* [DATA EXTRACT]
|---|

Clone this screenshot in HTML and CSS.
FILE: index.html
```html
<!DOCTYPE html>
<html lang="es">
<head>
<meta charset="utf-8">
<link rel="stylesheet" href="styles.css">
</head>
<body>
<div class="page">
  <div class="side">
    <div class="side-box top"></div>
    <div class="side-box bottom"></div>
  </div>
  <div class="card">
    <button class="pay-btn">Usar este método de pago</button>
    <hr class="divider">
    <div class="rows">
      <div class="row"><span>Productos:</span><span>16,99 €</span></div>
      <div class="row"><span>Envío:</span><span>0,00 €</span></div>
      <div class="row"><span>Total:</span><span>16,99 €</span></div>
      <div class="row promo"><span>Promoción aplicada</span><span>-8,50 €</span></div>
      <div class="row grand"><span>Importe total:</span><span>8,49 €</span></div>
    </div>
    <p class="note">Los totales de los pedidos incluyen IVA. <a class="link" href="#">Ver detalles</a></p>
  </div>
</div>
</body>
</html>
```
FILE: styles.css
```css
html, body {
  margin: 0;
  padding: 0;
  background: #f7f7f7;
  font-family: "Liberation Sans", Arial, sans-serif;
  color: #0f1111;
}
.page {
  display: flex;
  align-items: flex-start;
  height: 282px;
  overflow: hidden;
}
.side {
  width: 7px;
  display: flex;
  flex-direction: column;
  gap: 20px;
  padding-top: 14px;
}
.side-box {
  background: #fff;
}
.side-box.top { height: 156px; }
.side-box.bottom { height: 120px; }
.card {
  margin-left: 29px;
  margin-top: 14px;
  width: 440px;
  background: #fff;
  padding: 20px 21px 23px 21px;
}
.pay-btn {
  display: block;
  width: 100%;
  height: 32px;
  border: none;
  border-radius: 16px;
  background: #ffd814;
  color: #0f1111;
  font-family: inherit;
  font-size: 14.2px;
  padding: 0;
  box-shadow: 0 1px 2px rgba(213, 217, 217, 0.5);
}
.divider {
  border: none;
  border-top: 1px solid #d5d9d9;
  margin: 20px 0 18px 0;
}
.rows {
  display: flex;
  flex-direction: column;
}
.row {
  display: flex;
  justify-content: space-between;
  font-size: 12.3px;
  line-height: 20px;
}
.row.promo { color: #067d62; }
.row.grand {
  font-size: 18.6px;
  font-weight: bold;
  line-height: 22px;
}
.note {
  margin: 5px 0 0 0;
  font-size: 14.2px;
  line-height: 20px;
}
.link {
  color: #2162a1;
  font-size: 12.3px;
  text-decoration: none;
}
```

|---|

Quote each line of the data above exactly as written.

Clone this screenshot in HTML and CSS.
FILE: index.html
```html
<!DOCTYPE html>
<html lang="es">
<head>
<meta charset="utf-8">
<link rel="stylesheet" href="styles.css">
</head>
<body>
<div class="page">
  <div class="side">
    <div class="side-box top"></div>
    <div class="side-box bottom"></div>
  </div>
  <div class="card">
    <button class="pay-btn">Usar este método de pago</button>
    <hr class="divider">
    <div class="rows">
      <div class="row"><span>Productos:</span><span>16,99 €</span></div>
      <div class="row"><span>Envío:</span><span>0,00 €</span></div>
      <div class="row"><span>Total:</span><span>16,99 €</span></div>
      <div class="row promo"><span>Promoción aplicada</span><span>-8,50 €</span></div>
      <div class="row grand"><span>Importe total:</span><span>8,49 €</span></div>
    </div>
    <p class="note">Los totales de los pedidos incluyen IVA. <a class="link" href="#">Ver detalles</a></p>
  </div>
</div>
</body>
</html>
```
FILE: styles.css
```css
html, body {
  margin: 0;
  padding: 0;
  background: #f7f7f7;
  font-family: "Liberation Sans", Arial, sans-serif;
  color: #0f1111;
}
.page {
  display: flex;
  align-items: flex-start;
  height: 282px;
  overflow: hidden;
}
.side {
  width: 7px;
  display: flex;
  flex-direction: column;
  gap: 20px;
  padding-top: 14px;
}
.side-box {
  background: #fff;
}
.side-box.top { height: 156px; }
.side-box.bottom { height: 120px; }
.card {
  margin-left: 29px;
  margin-top: 14px;
  width: 440px;
  background: #fff;
  padding: 20px 21px 23px 21px;
}
.pay-btn {
  display: block;
  width: 100%;
  height: 32px;
  border: none;
  border-radius: 16px;
  background: #ffd814;
  color: #0f1111;
  font-family: inherit;
  font-size: 14.2px;
  padding: 0;
  box-shadow: 0 1px 2px rgba(213, 217, 217, 0.5);
}
.divider {
  border: none;
  border-top: 1px solid #d5d9d9;
  margin: 20px 0 18px 0;
}
.rows {
  display: flex;
  flex-direction: column;
}
.row {
  display: flex;
  justify-content: space-between;
  font-size: 12.3px;
  line-height: 20px;
}
.row.promo { color: #067d62; }
.row.grand {
  font-size: 18.6px;
  font-weight: bold;
  line-height: 22px;
}
.note {
  margin: 5px 0 0 0;
  font-size: 14.2px;
  line-height: 20px;
}
.link {
  color: #2162a1;
  font-size: 12.3px;
  text-decoration: none;
}
```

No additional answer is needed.